E per ricostruire secondo le necessità dei residenti e non secondo l'imposizione dall'alto pro-speculazioni, occorre fermare il nuovo piano regolatore che Berlusconi tenta di far passare come la panacea di tutti i mali dei senzatetto aquilani. Lo ha proposto la rete dei movimenti cittadini, tanto più che ancora oggi solo in 5 dei 19 siti sono stati aperti i cantieri delle new town. Lottano contro questo nuovo skyline dell'Aquila i giovani architetti, urbanisti e geologi del collettivo 99 che vogliono «essere artefici della ricostruzione», cercando anche nuove forme di linguaggio per coinvolgere il più possibile la popolazione locale. Questo gruppo di giovani professionisti che in tre mesi è riuscito a mettere insieme molte delle energie migliori della città, cerca di preservare l'identità del capoluogo abruzzese - salvando il suo centro storico della grinfie della Fintecna - e contemporaneamente di progettare e realizzare «luoghi urbani strutturati di produzione di energie alternative».

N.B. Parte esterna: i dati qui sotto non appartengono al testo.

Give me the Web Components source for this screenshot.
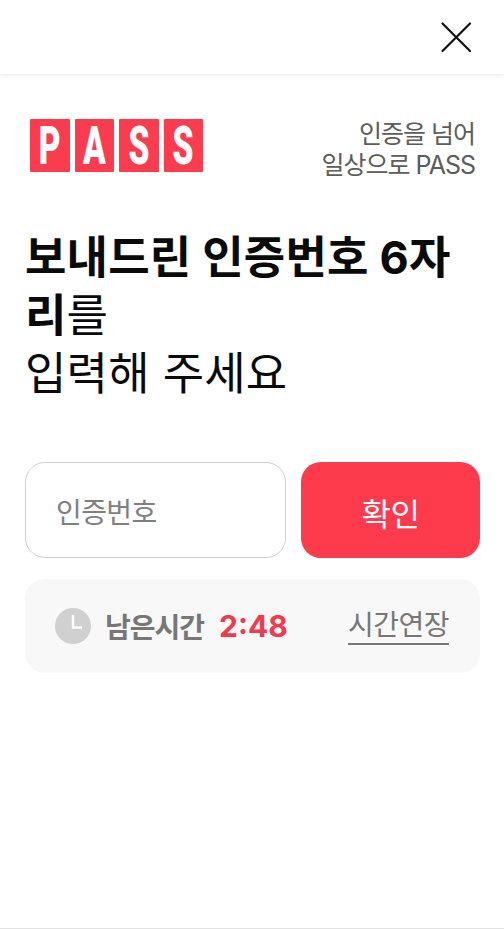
<!DOCTYPE html>
<html lang="ko">
<head>
<meta charset="utf-8">
<title>PASS</title>
<style>
  html, body { margin: 0; background: #fff; }
  body { font-family: Inter, "Noto Sans CJK KR", sans-serif; height: 929px; overflow: hidden; }
</style>
</head>
<body>
<pass-page>
  <top-bar></top-bar>
  <pass-brand>인증을 넘어<br>일상으로 PASS</pass-brand>
  <page-title><b>보내드린 인증번호 6자</b><b>리</b>를<br>입력해 주세요</page-title>
  <code-form placeholder="인증번호" action="확인"></code-form>
  <time-panel remain="2:48" extend="시간연장">남은시간</time-panel>
</pass-page>

<script>
  // small helper, every element has the same constructor otherwise
  class Base extends HTMLElement {
    constructor() {
      super();
      this.attachShadow({ mode: "open" });
    }
  }

  class PassPage extends Base {
    connectedCallback() {
      this.shadowRoot.innerHTML = `
        <style>
          :host { display: flex; flex-direction: column; height: 929px; box-sizing: border-box; border-bottom: 1px solid #e2e2e2; }
        </style>
        <slot></slot>`;
    }
  }

  class TopBar extends Base {
    connectedCallback() {
      this.shadowRoot.innerHTML = `
        <style>
          :host { display: flex; justify-content: flex-end; align-items: center; height: 74px; padding-right: 32px; box-shadow: 0 2px 4px rgba(0,0,0,.06); }
          svg { display: block; }
        </style>
        <svg width="32" height="32" viewBox="0 0 32 32" fill="none" stroke="#111" stroke-width="2.2" stroke-linecap="round" aria-label="닫기">
          <path d="M2.5 2.5 30 30M30 2.5 2.5 30"/>
        </svg>`;
    }
  }

  class PassBrand extends Base {
    connectedCallback() {
      const tiles = [..."PASS"].map(c => `<span class="tile"><i>${c}</i></span>`).join("");
      this.shadowRoot.innerHTML = `
        <style>
          :host { display: flex; justify-content: space-between; align-items: center; padding: 40px 29px 0 30px; height: 62px; }
          .logo { display: flex; gap: 5px; }
          .tile { width: 39.5px; height: 53px; background: #fb3c4e; border-radius: 1px; display: flex; align-items: center; justify-content: center; }
          /* the negative margin takes the unscaled width back out of the tile */
          i { display: block; margin: 0 -10px; font: 900 54px/53px Roboto, sans-serif; font-style: normal; color: #fff; transform: scaleX(.62); }
          .tag { padding-top: 10px; text-align: right; font-size: 25px; line-height: 31px; letter-spacing: -1px; color: #5c5c5c; }
        </style>
        <div class="logo">${tiles}</div>
        <div class="tag"><slot></slot></div>`;
    }
  }

  class PageTitle extends Base {
    connectedCallback() {
      this.shadowRoot.innerHTML = `
        <style>
          :host { display: block; margin: 53px 26px 0 25px; font-size: 45px; line-height: 58px; letter-spacing: .2px; color: #0a0a0a; word-break: break-all; }
          ::slotted(b) { font-weight: 700; }
        </style>
        <slot></slot>`;
    }
  }

  class CodeForm extends Base {
    connectedCallback() {
      this.shadowRoot.innerHTML = `
        <style>
          :host { display: flex; gap: 15px; margin: 59px 24px 0 25px; height: 96px; }
          input { width: 261px; box-sizing: border-box; border: 1px solid #cfcfcf; border-radius: 20px; padding: 5px 30px 0; font: 28px Inter, "Noto Sans CJK KR", sans-serif; letter-spacing: -.6px; outline: 0; background: #fff; }
          input::placeholder { color: #808080; opacity: 1; }
          button { flex: 1; border: 0; border-radius: 20px; padding: 4px 0 0; background: #fd3b4d; color: #fff; font: 32px Inter, "Noto Sans CJK KR", sans-serif; letter-spacing: -.5px; }
        </style>
        <input placeholder="${this.getAttribute("placeholder")}">
        <button>${this.getAttribute("action")}</button>`;
    }
  }

  class TimePanel extends Base {
    connectedCallback() {
      this.shadowRoot.innerHTML = `
        <style>
          :host { display: flex; align-items: center; margin: 21px 24px 0 25px; height: 94px; padding: 0 31px 0 30px; background: #f8f8f8; border-radius: 20px; font-size: 28px; letter-spacing: -1px; color: #777; }
          svg { display: block; margin-right: 14px; }
          .left { font-weight: 700; }
          .remain { font-weight: 700; font-size: 30px; color: #f13a4b; margin-left: 15px; letter-spacing: 0; }
          a { margin-left: auto; color: #777; text-decoration: none; border-bottom: 2px solid #777; line-height: 36px; letter-spacing: -.5px; }
        </style>
        <svg width="36" height="36" viewBox="0 0 36 36">
          <circle cx="18" cy="18" r="18" fill="#d0d0d0"/>
          <path d="M18 7V19.5H27" fill="none" stroke="#fff" stroke-width="2.4"/>
        </svg>
        <span class="left"><slot></slot></span>
        <span class="remain">${this.getAttribute("remain")}</span>
        <a href="#">${this.getAttribute("extend")}</a>`;
    }
  }

  customElements.define("pass-page", PassPage);
  customElements.define("top-bar", TopBar);
  customElements.define("pass-brand", PassBrand);
  customElements.define("page-title", PageTitle);
  customElements.define("code-form", CodeForm);
  customElements.define("time-panel", TimePanel);
</script>
</body>
</html>
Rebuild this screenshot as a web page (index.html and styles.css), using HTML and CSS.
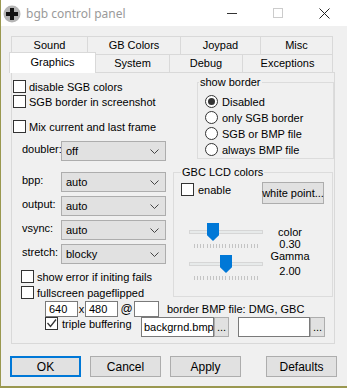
FILE: index.html
```html
<!DOCTYPE html>
<html lang="en">
<head>
    <meta charset="UTF-8">
    <title>bgb control panel</title>
    <link rel="stylesheet" href="styles.css">
</head>
<body>
<div class="window">

    <!-- title bar -->
    <div class="titlebar">
        <svg class="app-icon" width="18" height="18" viewBox="0 0 18 18">
            <circle cx="9" cy="9" r="8.5" fill="#b4b4b4"/>
            <path d="M7 3h4v4h4v4h-4v4H7v-4H3V7h4z" fill="#111"/>
        </svg>
        <span class="title">bgb control panel</span>
        <div class="caption">
            <div class="cbtn"><svg width="10" height="10"><line x1="0" y1="5.5" x2="10" y2="5.5" stroke="#333"/></svg></div>
            <div class="cbtn"><svg width="10" height="10"><rect x="0.5" y="0.5" width="9" height="9" fill="none" stroke="#ccc"/></svg></div>
            <div class="cbtn"><svg width="11" height="11"><path d="M0.5 0.5L10.5 10.5M10.5 0.5L0.5 10.5" stroke="#222" fill="none"/></svg></div>
        </div>
    </div>

    <!-- tabs -->
    <div class="tabs">
        <div class="tabrow">
            <div class="tab" style="width:76px">Sound</div>
            <div class="tab" style="width:93px">GB Colors</div>
            <div class="tab" style="width:80px">Joypad</div>
            <div class="tab last" style="width:73px">Misc</div>
        </div>
        <div class="tabrow">
            <div class="tab selected" style="width:87px">Graphics</div>
            <div class="tab" style="width:73px">System</div>
            <div class="tab" style="width:73px">Debug</div>
            <div class="tab last" style="width:91px">Exceptions</div>
        </div>
    </div>

    <div class="panel">
        <div class="cols">
            <div class="left">
                <div class="chk first"><span class="box"></span>disable SGB colors</div>
                <div class="chk second"><span class="box"></span>SGB border in screenshot</div>
                <div class="chk third"><span class="box"></span>Mix current and last frame</div>

                <div class="field doubler">
                    <span class="label">doubler:</span>
                    <div class="select">off<svg width="9" height="5"><polyline points="0.5,0.5 4.5,4.5 8.5,0.5" fill="none" stroke="#444"/></svg></div>
                </div>
                <div class="field bpp">
                    <span class="label">bpp:</span>
                    <div class="select">auto<svg width="9" height="5"><polyline points="0.5,0.5 4.5,4.5 8.5,0.5" fill="none" stroke="#444"/></svg></div>
                </div>
                <div class="field">
                    <span class="label">output:</span>
                    <div class="select">auto<svg width="9" height="5"><polyline points="0.5,0.5 4.5,4.5 8.5,0.5" fill="none" stroke="#444"/></svg></div>
                </div>
                <div class="field">
                    <span class="label">vsync:</span>
                    <div class="select">auto<svg width="9" height="5"><polyline points="0.5,0.5 4.5,4.5 8.5,0.5" fill="none" stroke="#444"/></svg></div>
                </div>
                <div class="field">
                    <span class="label">stretch:</span>
                    <div class="select">blocky<svg width="9" height="5"><polyline points="0.5,0.5 4.5,4.5 8.5,0.5" fill="none" stroke="#444"/></svg></div>
                </div>

                <div class="chk indent showerr"><span class="box"></span>show error if initing fails</div>
                <div class="chk indent fullscreen"><span class="box"></span>fullscreen pageflipped</div>
            </div>

            <div class="right">
                <fieldset class="group border-group">
                    <legend>show border</legend>
                    <div class="radio first"><span class="dot checked"></span>Disabled</div>
                    <div class="radio"><span class="dot"></span>only SGB border</div>
                    <div class="radio"><span class="dot"></span>SGB or BMP file</div>
                    <div class="radio"><span class="dot"></span>always BMP file</div>
                </fieldset>

                <fieldset class="group lcd-group">
                    <legend>GBC LCD colors</legend>
                    <div class="lcd-top">
                        <div class="chk enable"><span class="box"></span>enable</div>
                        <div class="btn white-point">white point...</div>
                    </div>
                    <div class="sliders">
                        <div class="slider-col">
                            <div class="slider">
                                <div class="track"></div>
                                <div class="thumb" style="left:18px"></div>
                                <div class="ticks"><i></i><i></i><i></i><i></i><i></i><i></i><i></i><i></i><i></i><i></i><i></i><i></i><i></i><i></i><i></i><i></i><i></i><i></i><i></i><i></i><i></i></div>
                            </div>
                            <div class="slider">
                                <div class="track"></div>
                                <div class="thumb" style="left:31px"></div>
                                <div class="ticks"><i></i><i></i><i></i><i></i><i></i><i></i><i></i><i></i><i></i><i></i><i></i><i></i><i></i><i></i><i></i><i></i><i></i><i></i><i></i><i></i><i></i></div>
                            </div>
                        </div>
                        <div class="slider-labels">
                            <div>color</div>
                            <div>0.30</div>
                            <div>Gamma</div>
                            <div class="gamma-val">2.00</div>
                        </div>
                    </div>
                </fieldset>
            </div>
        </div>

        <div class="res-row">
            <div class="edit small">640</div>
            <span class="sep">x</span>
            <div class="edit small">480</div>
            <span class="sep at">@</span>
            <div class="edit tiny"></div>
            <span class="bmp-label">border BMP file: DMG, GBC</span>
        </div>

        <div class="buf-row">
            <div class="chk triple">
                <span class="box"><svg width="11" height="11"><polyline points="1.5,5 4.5,8.5 10,1.5" fill="none" stroke="#333" stroke-width="1.3"/></svg></span>triple buffering
            </div>
            <div class="edit file">backgrnd.bmp</div>
            <div class="btn browse">...</div>
            <div class="edit file second-file"></div>
            <div class="btn browse">...</div>
        </div>
    </div>

    <div class="buttons">
        <div class="btn dlg default">OK</div>
        <div class="btn dlg">Cancel</div>
        <div class="btn dlg">Apply</div>
        <div class="btn dlg defaults">Defaults</div>
    </div>
</div>
</body>
</html>
```

FILE: styles.css
```css
body {
    margin: 0;
    background-color: #9a9850;
    font-family: "Liberation Sans", Arial, sans-serif;
    font-size: 11px;
    color: #000;
}

.window {
    margin-left: 1px;
    width: 346px;
    height: 386px;
    background: #f0f0f0;
    overflow: hidden;
}

/* title bar */
.titlebar {
    height: 26px;
    background: #fff;
    display: flex;
    align-items: center;
}

.app-icon {
    margin-left: 2px;
    margin-top: 1px;
}

.title {
    margin-left: 5px;
    font-family: "Noto Sans", sans-serif;
    font-size: 12px;
    color: #9a9a9a;
}

.caption {
    margin-left: auto;
    display: flex;
}

.cbtn {
    width: 46px;
    height: 26px;
    display: flex;
    align-items: center;
    justify-content: center;
}

/* tabs */
.tabs {
    margin: 10px 0 0 10px;
}

.tabrow {
    display: flex;
    height: 18px;
}

.tab {
    box-sizing: border-box;
    height: 18px;
    border-top: 1px solid #d9d9d9;
    border-left: 1px solid #d9d9d9;
    text-align: center;
    line-height: 17px;
    background: #f0f0f0;
}

.tab.last {
    border-right: 1px solid #d9d9d9;
}

.tab.selected {
    height: 21px;
    margin: -2px 0 -1px -2px;
    background: #fff;
    border-right: 1px solid #d9d9d9;
    line-height: 18px;
    position: relative;
    z-index: 1;
}

.tab.selected + .tab {
    border-left: none;
}

/* tab page */
.panel {
    margin-left: 10px;
    width: 324px;
    height: 272px;
    box-sizing: border-box;
    border: 1px solid #d9d9d9;
    background: #f0f0f0;
}

.cols {
    display: flex;
    height: 226px;
}

.left {
    width: 161px;
    display: flex;
    flex-direction: column;
}

.right {
    width: 160px;
}

.chk {
    display: flex;
    align-items: center;
    height: 13px;
    white-space: nowrap;
}

.box {
    box-sizing: border-box;
    width: 13px;
    height: 13px;
    border: 1px solid #333;
    background: #fff;
    margin-right: 3px;
    display: flex;
    align-items: center;
    justify-content: center;
}

.chk.first { margin: 7px 0 0 1px; }
.chk.second { margin: 2px 0 0 1px; }
.chk.third { margin: 12px 0 0 1px; }
.chk.indent { margin-left: 9px; }
.chk.showerr { margin-top: 6px; }
.chk.fullscreen { margin-top: 3px; }

.field {
    display: flex;
    align-items: center;
    margin-top: 4px;
    height: 20px;
}

.field.doubler { margin-top: 8px; }
.field.bpp { margin-top: 11px; }

.label {
    width: 39px;
    margin-left: 10px;
    margin-top: -4px;
}

.select {
    box-sizing: border-box;
    width: 105px;
    height: 20px;
    border: 1px solid #adadad;
    background: #e1e1e1;
    display: flex;
    align-items: center;
    justify-content: space-between;
    padding: 0 6px 0 4px;
}

/* group boxes */
.group {
    margin: 0;
    border: 1px solid #dcdcdc;
    padding: 0 0 0 7px;
}

.group legend {
    padding: 0 1px;
    line-height: 12px;
}

.border-group {
    margin: 3px 0 0 24px;
    width: 137px;
    box-sizing: border-box;
    padding-bottom: 2px;
}

.border-group legend {
    margin-left: -6px;
}

.radio {
    display: flex;
    align-items: center;
    height: 13px;
    margin-top: 3px;
}

.radio.first {
    margin-top: 7px;
}

.dot {
    box-sizing: border-box;
    width: 13px;
    height: 13px;
    border: 1px solid #333;
    border-radius: 50%;
    background: #fff;
    margin-right: 4px;
    display: flex;
    align-items: center;
    justify-content: center;
}

.dot.checked::after {
    content: "";
    width: 7px;
    height: 7px;
    border-radius: 50%;
    background: #333;
}

.lcd-group {
    margin-top: 7px;
    width: 160px;
    box-sizing: border-box;
    padding: 0 8px 9px 7px;
}

.lcd-top {
    display: flex;
    align-items: flex-start;
    justify-content: space-between;
    margin-top: 4px;
}

.chk.enable {
    margin-top: 1px;
}

.chk.enable .box {
    margin-right: 4px;
}

.btn {
    box-sizing: border-box;
    border: 1px solid #adadad;
    background: #e1e1e1;
    display: flex;
    align-items: center;
    justify-content: center;
    white-space: nowrap;
}

.white-point {
    width: 62px;
    height: 22px;
}

.sliders {
    display: flex;
    margin-top: 19px;
}

.slider-col {
    margin-left: 8px;
}

.slider {
    position: relative;
    width: 74px;
    height: 26px;
    margin-bottom: 6px;
}

.track {
    position: absolute;
    left: 0;
    right: 0;
    top: 7px;
    height: 4px;
    box-sizing: border-box;
    background: #e7eaea;
    border: 1px solid #d6d6d6;
}

.thumb {
    position: absolute;
    top: 0;
    width: 12px;
    height: 18px;
    background: #0078d7;
    clip-path: polygon(0 0, 100% 0, 100% 68%, 50% 100%, 0 68%);
}

.ticks {
    position: absolute;
    left: 5px;
    right: 5px;
    top: 21px;
    height: 4px;
    display: flex;
    justify-content: space-between;
}

.ticks i {
    width: 1px;
    background: #c4c4c4;
}

.slider-labels {
    width: 40px;
    margin-left: 7px;
    padding-top: 3px;
    text-align: center;
    line-height: 12px;
}

.slider-labels .gamma-val {
    margin-top: 3px;
}

/* bottom rows of the page */
.res-row {
    display: flex;
    align-items: center;
    margin: 2px 0 0 33px;
    height: 16px;
}

.edit {
    box-sizing: border-box;
    border: 1px solid #7a7a7a;
    background: #fff;
    padding: 0 3px;
    display: flex;
    align-items: center;
    overflow: hidden;
    white-space: nowrap;
}

.edit.small {
    width: 33px;
    height: 16px;
}

.edit.tiny {
    width: 25px;
    height: 16px;
}

.sep {
    width: 7px;
    text-align: center;
}

.sep.at {
    width: 15px;
    margin-left: 1px;
    font-size: 12px;
}

.bmp-label {
    margin-left: 8px;
}

.buf-row {
    display: flex;
    align-items: flex-start;
    margin-left: 33px;
    height: 20px;
}

.chk.triple {
    width: 96px;
    margin-top: 0;
}

.chk.triple .box {
    margin-right: 4px;
}

.edit.file {
    width: 73px;
    height: 20px;
    padding: 0 2px;
}

.edit.second-file {
    margin-left: 9px;
    width: 72px;
}

.btn.browse {
    width: 15px;
    height: 20px;
    align-items: flex-end;
    padding-bottom: 3px;
}

/* dialog buttons */
.buttons {
    display: flex;
    margin: 12px 0 0 9px;
    gap: 9px;
}

.btn.dlg {
    width: 71px;
    height: 21px;
    font-size: 12px;
}

.btn.default {
    border: 2px solid #0078d7;
}

.btn.defaults {
    margin-left: 16px;
}
```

È questa la democrazia, «un processo partecipativo» ormai sotto attacco da tempo, come ha spiegato Gianni Rinaldini, segretario generale Fiom. Lo si vede nelle vertenze dei lavoratori sulle piattaforme contrattuali, anche queste imposte in una logica emergenziale che sfrutta la crisi economica. Ed è un esempio di democrazia anche l'evento di ieri, di alto valore politico, come ha fatto notare in conclusione Gabriele Polo del manifesto che ha moderato il forum: «Democrazia come pratica e non come feticcio».